Exemple d’interprétation biaisée : Les “détournements de fonds” Certains acteurs politiques et médias avancent que plus de 1 000 milliards FCFA ont été “détournés”. Pourtant, la Cour ne parle pas de détournement massif, mais plutôt d’irrégularités administratives et comptables, qui ne signifient pas forcément des actes frauduleux.
Exemple : Les “fonds perdus” qui peuvent être récupérés Il est laissé entendre que ces sommes pourraient être immédiatement récupérées, occultant les réalités juridiques et procédurales de ces dossiers. En réalité, de nombreuses anomalies relèvent d’une mauvaise gestion comptable, et non de vol organisé.
Ces simplifications alimentent une illusion de vérité : à force de répéter ces affirmations, elles deviennent une certitude populaire, sans réel fondement technique.

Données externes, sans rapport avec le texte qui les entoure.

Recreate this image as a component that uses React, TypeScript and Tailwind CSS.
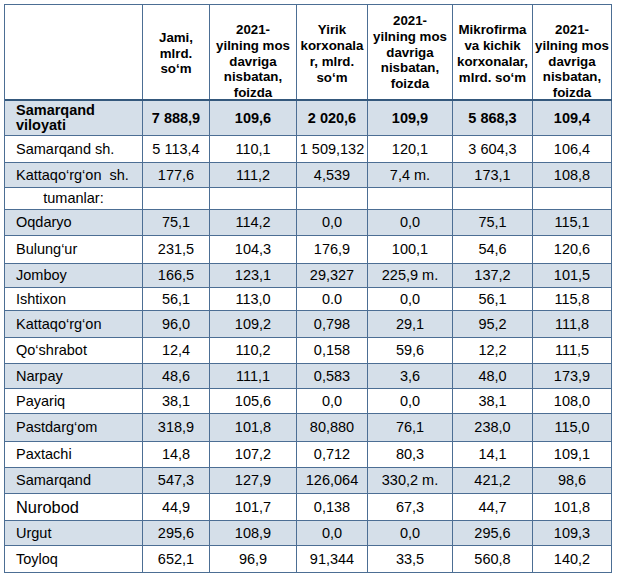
import React from 'react';

const W = ['w-[138px]', 'w-[67px]', 'w-[87px]', 'w-[71px]', 'w-[85px]', 'w-[80px]', 'w-[79px]'];

type Row = {
  name: React.ReactNode;
  vals: string[];
  h: string;
  bg: boolean;
  bold?: boolean;
  nameCls?: string;
  center?: boolean;
};

const rows: Row[] = [
  { name: <>Samarqand<br />viloyati</>, vals: ['7 888,9', '109,6', '2 020,6', '109,9', '5 868,3', '109,4'], h: 'h-[35px]', bg: true, bold: true },
  { name: 'Samarqand sh.', vals: ['5 113,4', '110,1', '1 509,132', '120,1', '3 604,3', '106,4'], h: 'h-[27px]', bg: false },
  { name: 'Kattaqo‘rg‘on  sh.', vals: ['177,6', '111,2', '4,539', '7,4 m.', '173,1', '108,8'], h: 'h-[25px]', bg: true },
  { name: 'tumanlar:', vals: ['', '', '', '', '', ''], h: 'h-[22px]', bg: false, center: true },
  { name: 'Oqdaryo', vals: ['75,1', '114,2', '0,0', '0,0', '75,1', '115,1'], h: 'h-[26px]', bg: true },
  { name: 'Bulung‘ur', vals: ['231,5', '104,3', '176,9', '100,1', '54,6', '120,6'], h: 'h-[28px]', bg: false },
  { name: 'Jomboy', vals: ['166,5', '123,1', '29,327', '225,9 m.', '137,2', '101,5'], h: 'h-[24px]', bg: true },
  { name: 'Ishtixon', vals: ['56,1', '113,0', '0.0', '0,0', '56,1', '115,8'], h: 'h-[23px]', bg: false },
  { name: 'Kattaqo‘rg‘on', vals: ['96,0', '109,2', '0,798', '29,1', '95,2', '111,8'], h: 'h-[27px]', bg: true },
  { name: 'Qo‘shrabot', vals: ['12,4', '110,2', '0,158', '59,6', '12,2', '111,5'], h: 'h-[26px]', bg: false },
  { name: 'Narpay', vals: ['48,6', '111,1', '0,583', '3,6', '48,0', '173,9'], h: 'h-[25px]', bg: true },
  { name: 'Payariq', vals: ['38,1', '105,6', '0,0', '0,0', '38,1', '108,0'], h: 'h-[25px]', bg: false },
  { name: 'Pastdarg‘om', vals: ['318,9', '101,8', '80,880', '76,1', '238,0', '115,0'], h: 'h-[28px]', bg: true },
  { name: 'Paxtachi', vals: ['14,8', '107,2', '0,712', '80,3', '14,1', '109,1'], h: 'h-[26px]', bg: false },
  { name: 'Samarqand', vals: ['547,3', '127,9', '126,064', '330,2 m.', '421,2', '98,6'], h: 'h-[26px]', bg: true },
  { name: 'Nurobod', vals: ['44,9', '101,7', '0,138', '67,3', '44,7', '101,8'], h: 'h-[27px]', bg: false, nameCls: 'text-[16.4px]' },
  { name: 'Urgut', vals: ['295,6', '108,9', '0,0', '0,0', '295,6', '109,3'], h: 'h-[25px]', bg: true },
  { name: 'Toyloq', vals: ['652,1', '96,9', '91,344', '33,5', '560,8', '140,2'], h: 'h-[27px]', bg: false },
];

const pct = <>2021-<br />yilning mos<br />davriga<br />nisbatan,<br />foizda</>;

const headers: { text: React.ReactNode; cls: string }[] = [
  { text: '', cls: 'items-center' },
  { text: <>Jami,<br />mlrd.<br />so‘m</>, cls: 'items-center pt-[3px]' },
  { text: pct, cls: 'items-start pt-[17px]' },
  { text: <>Yirik<br />korxonala<br />r, mlrd.<br />so‘m</>, cls: 'items-center pt-[4px]' },
  { text: pct, cls: 'items-start pt-[8px]' },
  { text: <>Mikrofirma<br />va kichik<br />korxonalar,<br />mlrd. so‘m</>, cls: 'items-center pt-[4px]' },
  { text: pct, cls: 'items-start pt-[17px]' },
];

export default function App() {
  return (
    <div className="w-[618px] h-[577px] bg-white overflow-hidden" style={{ fontFamily: '"Liberation Sans", Arial, sans-serif' }}>
      <div className="ml-[4px] mt-[4px] w-[608px] border-l border-t border-[#4c6e94] text-black">
        {/* header */}
        <div className="flex h-[96px] border-b-2 border-[#34587c]">
          {headers.map((hd, i) => (
            <div
              key={i}
              className={`${W[i]} shrink-0 border-r border-[#4c6e94] flex justify-center ${hd.cls} text-center font-bold text-[13.3px] leading-[15.8px] whitespace-nowrap`}
            >
              <div>{hd.text}</div>
            </div>
          ))}
        </div>
        {rows.map((r, ri) => (
          <div key={ri} className={`flex ${r.h} border-b border-[#4c6e94] ${r.bg ? 'bg-[#d5dfe9]' : 'bg-white'} ${r.bold ? 'font-bold' : ''} text-[14.5px]`}>
            <div
              className={`${W[0]} shrink-0 border-r border-[#4c6e94] flex items-center ${r.center ? 'justify-center' : 'pl-[11px]'} whitespace-pre ${r.bold ? 'leading-[15px]' : 'leading-none'} ${r.nameCls ?? ''}`}
            >
              <div>{r.name}</div>
            </div>
            {r.vals.map((v, vi) => (
              <div
                key={vi}
                className={`${W[vi + 1]} shrink-0 border-r border-[#4c6e94] flex items-center justify-center whitespace-nowrap leading-none`}
              >
                {v}
              </div>
            ))}
          </div>
        ))}
      </div>
    </div>
  );
}
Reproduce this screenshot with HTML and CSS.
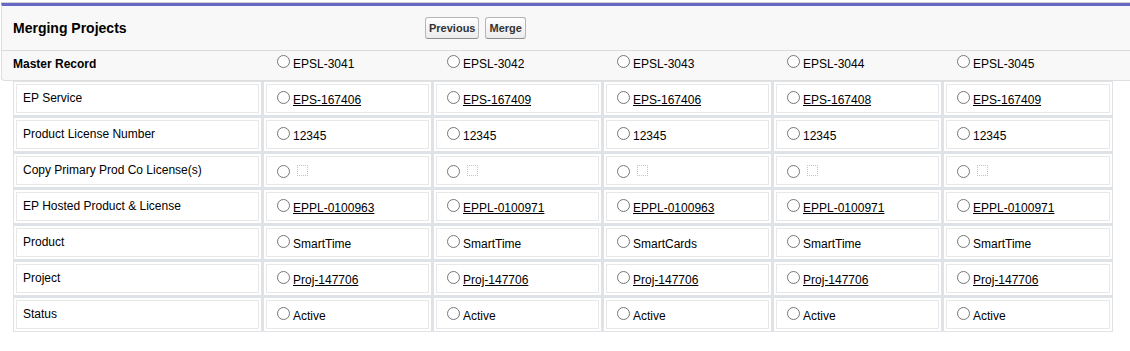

2. La Réduction des Salaires : Une Mesure Populiste ou Nécessaire ? Le secrétaire général du gouvernement, Ahmadou Al Aminou LÔ, a récemment annoncé que certains hauts salaires seraient revus à la baisse, dans le cadre des réformes budgétaires pour redresser les finances publiques. Un ciblage flou des salaires élevés
Le gouvernement assure que les petits salaires ne seront pas touchés, mais n’a pas précisé quels seront les critères de sélection des hauts revenus à réduire.
Un impact budgétaire incertain . Avec une masse salariale de 1 485,5 milliards FCFA en 2025, même si certaines réductions sont appliquées, cela suffira-t-il à combler le déficit ?
Un message contradictoire dans un contexte de vie chère Pendant que l’État annonce une réduction de salaires, les populations subissent l’inflation et une possible baisse des subventions sur l’électricité, ce qui aggravera la précarité économique.

3. Le Populisme Économique : Des Solutions Simplistes à des Problèmes Complexes Le “Jub Jubal Jumbenti”, dans son ambition de rupture, laisse croire que la situation économique peut être redressée en appliquant des mesures immédiates et radicales, alors que la réalité est plus complexe.

Idée populiste : “Il suffit de récupérer les milliards détournés pour équilibrer le budget”
Réalité : Même en récupérant certaines sommes, cela ne compensera pas le déficit budgétaire structurel.
Idée populiste : “La réduction des salaires suffira à alléger les charges de l’État”
Réalité : L’impact sur le budget sera limité, tandis que la baisse de revenus pourrait provoquer une fuite des talents vers le secteur privé.
Idée populiste : “Les réformes suffiront à remettre le pays sur pied rapidement” Réalité : La modernisation de la gestion budgétaire est un processus long qui nécessite une stabilité institutionnelle et une gestion rigoureuse, bien au-delà des slogans.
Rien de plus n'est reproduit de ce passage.